Sus observaciones son hiperbólicas, parciales, furibundas, pero no dejan de ser gran material para la reflexión. Uno de los puntos cardinales que identificó fue la ausencia de polícía, en el sentido del buen orden que hace cumplir las leyes y ordenanzas, como uno de los males más perniciosos que afectaban la vida virreinal. Esta ausencia de policía se manifestaba en todas partes, incluso en el robo de las luminarias del alumbrado público o la incapacidad de aplicar el bando municipal en las actividades de comercio en las plazas populares, con el ejemplo famoso del Baratillo.
La conciencia de los males cívicos que traía consigo la tolerancia de esas irregularidades no servía para atender el tema de fondo. Nuestros problemas contemporáneos de vialidad, acceso pedestre y comercio en la vía pública vienen desde entonces y chocan de frente con una parte de la sociedad marginada desde la Conquista, tolerada antes que aceptada, con escasos recursos a su disposición y que necesita la venta de sus productos para ganarse la vida con dificultad. Para complicar las cosas, de por sí sumamente enredadas, la definición de artesanía implica el uso de materiales locales, lo que podría dejar buena parte de la manufactura de sus productos bajo la categoría menor de manualidades.
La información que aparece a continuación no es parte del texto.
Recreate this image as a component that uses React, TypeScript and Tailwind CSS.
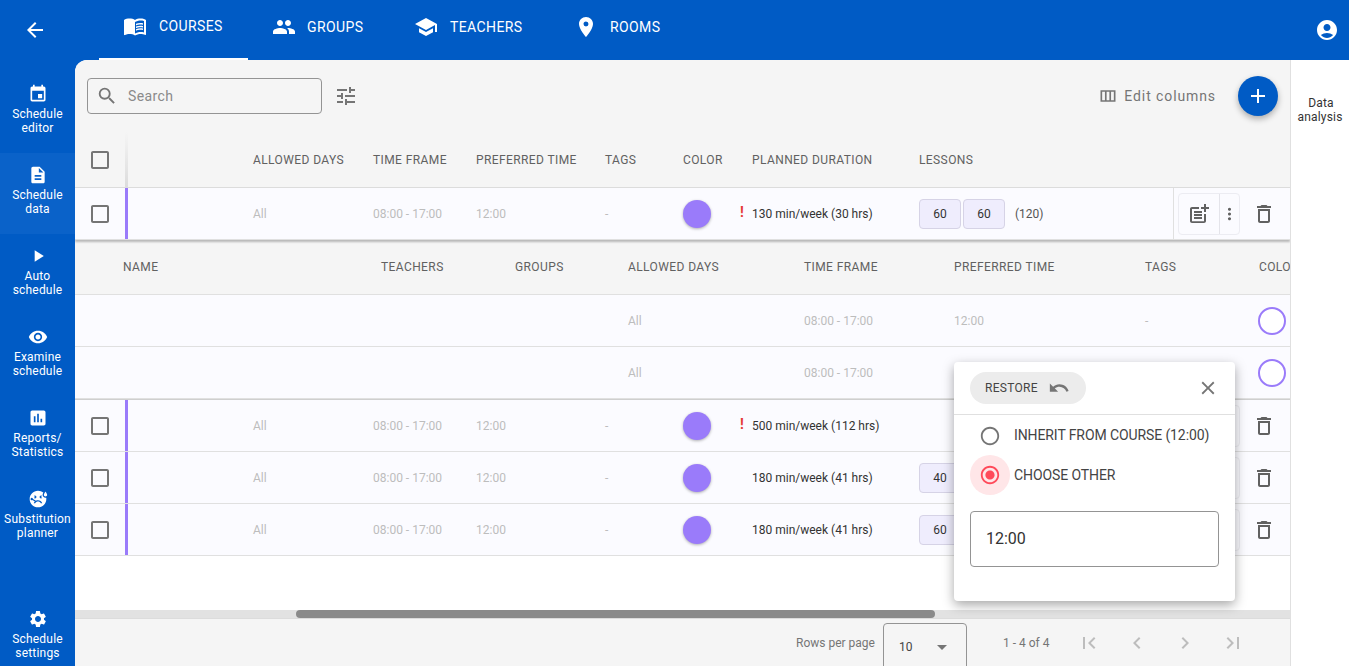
import {
  MdArrowBack,
  MdMenuBook,
  MdPeople,
  MdSchool,
  MdLocationOn,
  MdAccountCircle,
  MdEvent,
  MdDescription,
  MdPlayArrow,
  MdVisibility,
  MdAssessment,
  MdSick,
  MdSettings,
  MdSearch,
  MdTune,
  MdOutlineViewColumn,
  MdAdd,
  MdOutlinePostAdd,
  MdMoreVert,
  MdOutlineDelete,
  MdUndo,
  MdClose,
  MdFirstPage,
  MdChevronLeft,
  MdChevronRight,
  MdLastPage,
  MdArrowDropDown,
  MdCheckBoxOutlineBlank,
  MdRadioButtonUnchecked,
  MdRadioButtonChecked,
} from "react-icons/md";
import type { ReactNode } from "react";

const tabs = [
  { label: "COURSES", icon: <MdMenuBook size={24} />, cls: "w-[149px] pl-[24px] border-b-2 border-white", gap: "gap-[12px]" },
  { label: "GROUPS", icon: <MdPeople size={24} />, cls: "w-[166px] pl-[24px]", gap: "gap-[11px]" },
  { label: "TEACHERS", icon: <MdSchool size={24} />, cls: "w-[160px] pl-[0px]", gap: "gap-[12px]" },
  { label: "ROOMS", icon: <MdLocationOn size={24} />, cls: "w-[120px] pl-[0px]", gap: "gap-[12px]" },
];

const sideItems = [
  { icon: <MdEvent size={20} />, lines: ["Schedule", "editor"] },
  { icon: <MdDescription size={20} />, lines: ["Schedule", "data"], active: true },
  { icon: <MdPlayArrow size={20} />, lines: ["Auto", "schedule"] },
  { icon: <MdVisibility size={20} />, lines: ["Examine", "schedule"] },
  { icon: <MdAssessment size={20} />, lines: ["Reports/", "Statistics"] },
  { icon: <MdSick size={20} />, lines: ["Substitution", "planner"] },
];

const courseCols = "grid-cols-[50px_3px_125px_120px_103px_129px_78px_69px_167px_254px_117px]";
const lessonCols = "grid-cols-[48px_258px_134px_113px_176px_150px_191px_114px_31px]";

function SideItem({ icon, lines, active }: { icon: ReactNode; lines: string[]; active?: boolean }) {
  return (
    <div className={`flex h-[81px] flex-col items-center pt-[12px] text-white ${active ? "bg-[#0a62c9]" : ""}`}>
      {icon}
      <div className="mt-[3px] text-center text-[12px] leading-[14px] tracking-[0.2px]">
        {lines.map((l) => (
          <div key={l}>{l}</div>
        ))}
      </div>
    </div>
  );
}

function Lesson({ n, w = "w-[42px]" }: { n: number; w?: string }) {
  return (
    <span className={`flex h-[30px] ${w} items-center justify-center rounded-[4px] border border-[#d6d3e6] bg-[#efedfd] text-[12px] text-[#333]`}>
      {n}
    </span>
  );
}

function Muted({ children }: { children: ReactNode }) {
  return <span className="text-[12px] text-[#bdbdbd]">{children}</span>;
}

function CourseRow({
  duration,
  warn,
  lessons,
  total,
  shadow,
  actions,
}: {
  duration: string;
  warn?: boolean;
  lessons: number[];
  total?: string;
  shadow?: boolean;
  actions?: boolean;
}) {
  return (
    <div
      className={`grid h-[52px] ${courseCols} items-center border-b border-[#e0e0e0] bg-[#fbfbff] ${
        shadow ? "relative z-10 shadow-[0_2px_2px_rgba(0,0,0,0.25)]" : ""
      }`}
    >
      <span className="flex justify-center text-[#757575]">
        <MdCheckBoxOutlineBlank size={24} />
      </span>
      <span className="h-full bg-[#9a7bfa]" />
      <span />
      <Muted>All</Muted>
      <Muted>08:00 - 17:00</Muted>
      <Muted>12:00</Muted>
      <Muted>-</Muted>
      <span className="h-[28px] w-[28px] rounded-full bg-[#9a7bfa] shadow-[0_1px_3px_rgba(0,0,0,0.3)]" />
      <span className="relative text-[12px] text-[#333]">
        {warn && <span className="absolute left-[-12px] top-[-3px] text-[14px] font-bold text-[#e53935]">!</span>}
        {duration}
      </span>
      <span className="flex items-center gap-[2px]">
        {lessons.map((n, i) => (
          <Lesson key={i} n={n} />
        ))}
        {total && <span className="ml-[8px] text-[12px] text-[#555]">{total}</span>}
      </span>
      <span className="flex h-full items-center justify-between border-l border-[#e0e0e0] pl-[4px] pr-[14px]">
        {actions ? (
          <span className="flex h-[42px] items-center rounded-[4px] border border-[#ececf2]">
            <span className="flex h-full w-[41px] items-center justify-center border-r border-[#e4e4ea] text-[#616161]">
              <MdOutlinePostAdd size={24} />
            </span>
            <span className="flex h-full w-[19px] items-center justify-center text-[#616161]">
              <MdMoreVert size={20} />
            </span>
          </span>
        ) : (
          <span />
        )}
        <span className="text-[#616161]">
          <MdOutlineDelete size={24} />
        </span>
      </span>
    </div>
  );
}

function LessonRow({ tall }: { tall?: boolean }) {
  return (
    <div className={`grid ${tall ? "h-[52px]" : "h-[52px]"} ${lessonCols} items-center border-b border-[#e0e0e0] bg-[#fbfbff]`}>
      <span />
      <span />
      <span />
      <span />
      <Muted>All</Muted>
      <Muted>08:00 - 17:00</Muted>
      <Muted>12:00</Muted>
      <Muted>-</Muted>
      <span className="h-[28px] w-[28px] -translate-x-[1px] rounded-full border-2 border-[#9a7bfa] bg-white" />
    </div>
  );
}

function HeadCell({ children }: { children?: ReactNode }) {
  return <span className="whitespace-nowrap text-[12px] tracking-[0.4px] text-[#616161]">{children}</span>;
}

function Popup() {
  return (
    <div className="absolute left-[879px] top-[302px] z-20 h-[239px] w-[281px] rounded-[4px] bg-white shadow-[0_4px_12px_rgba(0,0,0,0.35)]">
      <div className="flex h-[53px] items-center justify-between border-b border-[#e0e0e0] pl-[16px] pr-[16px]">
        <span className="flex h-[32px] w-[116px] items-center gap-[10px] rounded-full bg-[#ececec] pl-[15px] text-[12px] tracking-[0.3px] text-[#444]">
          RESTORE
          <MdUndo size={22} className="text-[#757575]" />
        </span>
        <MdClose size={22} className="text-[#757575]" />
      </div>
      <div className="flex h-[40px] items-center gap-[13px] pl-[25px] pt-[1px] text-[14px] text-[#444]">
        <MdRadioButtonUnchecked size={22} className="text-[#757575]" />
        <span className="whitespace-nowrap text-[14px] tracking-[-0.1px]">INHERIT FROM COURSE (12:00)</span>
      </div>
      <div className="flex h-[40px] items-center gap-[4px] pl-[16px] text-[14px] text-[#444]">
        <span className="flex h-[40px] w-[40px] items-center justify-center rounded-full bg-[#ffe6e8] text-[#ff4a5a]">
          <MdRadioButtonChecked size={22} />
        </span>
        <span className="tracking-[-0.1px]">CHOOSE OTHER</span>
      </div>
      <div className="mx-[16px] mt-[16px] flex h-[56px] items-center rounded-[4px] border border-[#949494] pl-[15px] text-[16px] text-[#333]">
        12:00
      </div>
    </div>
  );
}

export default function App() {
  return (
    <div className="flex h-[666px] w-[1349px] flex-col overflow-hidden bg-[#005bc5] font-['Roboto',sans-serif]">
      {/* top bar */}
      <header className="flex h-[60px] shrink-0 text-white">
        <div className="flex w-[99px] items-center pl-[23px]">
          <MdArrowBack size={24} />
        </div>
        {tabs.map((t) => (
          <div key={t.label} className={`flex h-[60px] items-center ${t.gap} ${t.cls} pb-[6px] text-[14px] tracking-[0.4px]`}>
            {t.icon}
            <span>{t.label}</span>
          </div>
        ))}
        <div className="ml-auto flex items-center pr-[10px]">
          <MdAccountCircle size={24} />
        </div>
      </header>

      <div className="flex min-h-0 flex-1">
        {/* left nav */}
        <nav className="flex w-[75px] shrink-0 flex-col pt-[12px]">
          {sideItems.map((s) => (
            <SideItem key={s.lines[0] + s.lines[1]} {...s} />
          ))}
          <div className="mt-auto flex flex-col items-center pb-[6px] text-white">
            <MdSettings size={20} />
            <div className="mt-[3px] text-center text-[12px] leading-[14px] tracking-[0.2px]">
              <div>Schedule</div>
              <div>settings</div>
            </div>
          </div>
        </nav>

        {/* main */}
        <main className="relative flex w-[1215px] shrink-0 flex-col overflow-hidden rounded-tl-[12px] bg-white">
          <div className="flex h-[72px] shrink-0 items-center bg-[#f5f5f5] pl-[12px] pr-[12px]">
            <div className="flex h-[36px] w-[235px] items-center rounded-[4px] border border-[#949494] pl-[8px] text-[14px] tracking-[0.4px] text-[#8a8a8a]">
              <MdSearch size={22} className="text-[#757575]" />
              <span className="ml-[10px]">Search</span>
            </div>
            <MdTune size={24} className="ml-[12px] text-[#757575]" />
            <div className="ml-auto flex items-center text-[14px] tracking-[0.9px] text-[#757575]">
              <MdOutlineViewColumn size={20} />
              <span className="ml-[6px]">Edit columns</span>
            </div>
            <div className="ml-[22px] flex h-[40px] w-[40px] items-center justify-center rounded-full bg-[#005bc5] text-white shadow-[0_3px_6px_rgba(0,0,0,0.3)]">
              <MdAdd size={24} />
            </div>
          </div>

          {/* course header */}
          <div className={`grid h-[56px] shrink-0 ${courseCols} items-center border-b border-[#dcdcdc] bg-[#f5f5f5]`}>
            <span className="flex justify-center text-[#757575]">
              <MdCheckBoxOutlineBlank size={24} />
            </span>
            <span className="h-full bg-gradient-to-b from-[#f5f5f5] to-[#dcdcdc]" />
            <span />
            <HeadCell>ALLOWED DAYS</HeadCell>
            <HeadCell>TIME FRAME</HeadCell>
            <HeadCell>PREFERRED TIME</HeadCell>
            <HeadCell>TAGS</HeadCell>
            <HeadCell>COLOR</HeadCell>
            <HeadCell>PLANNED DURATION</HeadCell>
            <HeadCell>LESSONS</HeadCell>
            <span />
          </div>

          <CourseRow duration="130 min/week (30 hrs)" warn lessons={[60, 60]} total="(120)" shadow actions />

          {/* expanded lessons */}
          <div className={`grid h-[55px] shrink-0 ${lessonCols} items-center border-b border-[#e0e0e0] bg-[#f5f5f5]`}>
            <span />
            <HeadCell>NAME</HeadCell>
            <HeadCell>TEACHERS</HeadCell>
            <HeadCell>GROUPS</HeadCell>
            <HeadCell>ALLOWED DAYS</HeadCell>
            <HeadCell>TIME FRAME</HeadCell>
            <HeadCell>PREFERRED TIME</HeadCell>
            <HeadCell>TAGS</HeadCell>
            <HeadCell>COLOR</HeadCell>
          </div>
          <LessonRow />
          <LessonRow />
          <div className="h-[1px] shrink-0 bg-[#cfcfcf]" />

          <CourseRow duration="500 min/week (112 hrs)" warn lessons={[]} actions />
          <CourseRow duration="180 min/week (41 hrs)" lessons={[40, 40]} actions />
          <CourseRow duration="180 min/week (41 hrs)" lessons={[60, 60]} actions />

          <div className="flex-1 bg-white" />

          {/* scrollbar */}
          <div className="flex h-[8px] shrink-0 bg-[#e2e2e2]">
            <div className="ml-[221px] h-[8px] w-[639px] rounded-full bg-[#8a8a8a]" />
          </div>

          {/* pagination */}
          <div className="flex h-[48px] shrink-0 items-center border-t border-[#dcdcdc] bg-[#f5f5f5] pl-[721px] text-[12px] text-[#757575]">
            <span className="whitespace-nowrap">Rows per page</span>
            <div className="ml-[8px] mt-[9px] flex h-[48px] w-[84px] items-center justify-between rounded-t-[4px] border border-[#949494] pl-[15px] pr-[12px] text-[#444]">
              10
              <MdArrowDropDown size={24} className="text-[#757575]" />
            </div>
            <span className="ml-[36px] whitespace-nowrap">1 - 4 of 4</span>
            <div className="ml-[28px] flex gap-[24px] text-[#bdbdbd]">
              <MdFirstPage size={24} />
              <MdChevronLeft size={24} />
              <MdChevronRight size={24} />
              <MdLastPage size={24} />
            </div>
          </div>

          <Popup />
        </main>

        {/* analysis panel */}
        <aside className="relative flex-1 border-l border-[#e0e0e0] bg-white pt-[36px] text-center text-[12px] leading-[14px] tracking-[0.2px] text-[#333]">
          <div className="whitespace-nowrap pl-[2px]">Data</div>
          <div className="whitespace-nowrap">analysis</div>
        </aside>
      </div>
    </div>
  );
}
El uso de la fuerza cuando una autoridad ha perdido legitimidad solamente encrespa las cosas y nos pierde a todos en el camino de la frustración y el enfrentamiento.
Uno puede preguntarse: ¿pudo ser distinto? El terreno aburrido y gris de las políticas públicas tiene algunas respuestas que pueden aplicarse al tema. ¿Qué habría pasado si la autoridad no quisiera “tener la razón” ciegamente y hubiera extendido la mano al sector agraviado en un gesto de respeto? ¿Si hubiera entendido las razones históricas de su desconfianza, el rencor, la percepción profunda y sistemática de ser ciudadanos de segunda? ¿De siglos continuados de marginalidad, de ausencia de accesos a los componentes de la civilización?
¿Qué habría pasado si las burocracias se hubieran comunicado entre sí y hubieran elevado el respeto a los artesanos indígenas al pedirles que fueran ellos quienes decoraran los distintos altares ubicados aquí y allá en la ciudad? ¿Habría sido igual si las autoridades hubieran comunicado, con calma y sin afán de gresca, los esfuerzos para ubicarlos de manera adecuada y digna en una locación apropiada, además de acompañar la reubicación con un programa de apoyo a sus actividades? Porque llevárselos a una “Plaza del artesano” para alejarlos del lugar donde por años han obtenido sus ganancias y arrumbarlos en un espacio que difícilmente estará al alcance de los turistas y otros consumidores, no es una solución; se asemeja más a una condena. ¿Era imposible involucrar otros actores gubernamentales para impulsar antes que hacer a un lado? Porque es totalmente cierto que la movilidad en las calles del Centro se dificulta cada día más –y no quiero entrar en materia de lugares de estacionamiento– y tampoco era posible continuar con la ocupación descontrolada de las calles. El que escribe ha estado a punto de tropezar con las artesanías en la calle más de una vez, muy cerca de pisar nuestras muñecas emblemáticas. Las mismas que ahora, en redes sociales, se representan con el estigma de la violencia.
Los locatarios que ven afectadas sus ventas por los efectos indeseables del ambulantaje también tienen una voz que debe tenerse en cuenta: disminuir sus ventas en tiempos de rentas exhorbitantes es una fuente dolorosísima de estrés y malestar.
Las políticas públicas bien hechas son una herramienta para que todos los involucrados en el gobierno de las cosas puedan platicar en igualdad de circunstancias, con el mismo nivel de respeto y consideración, y diseñar una solución en conjunto. Emboscar a un grupo para cumplir un punto específico del bando municipal sin tener en cuenta el resto de la ecuación es una receta para la catástrofe. Los temas de administración deben ser orgánicos, es decir, estructurados alrededor de una realidad multivariante. ¿Sería excesivo señalar la conveniencia de aprender sobre estos temas en la experiencia de otros lugares como por ejemplo, digamos, Dinamarca?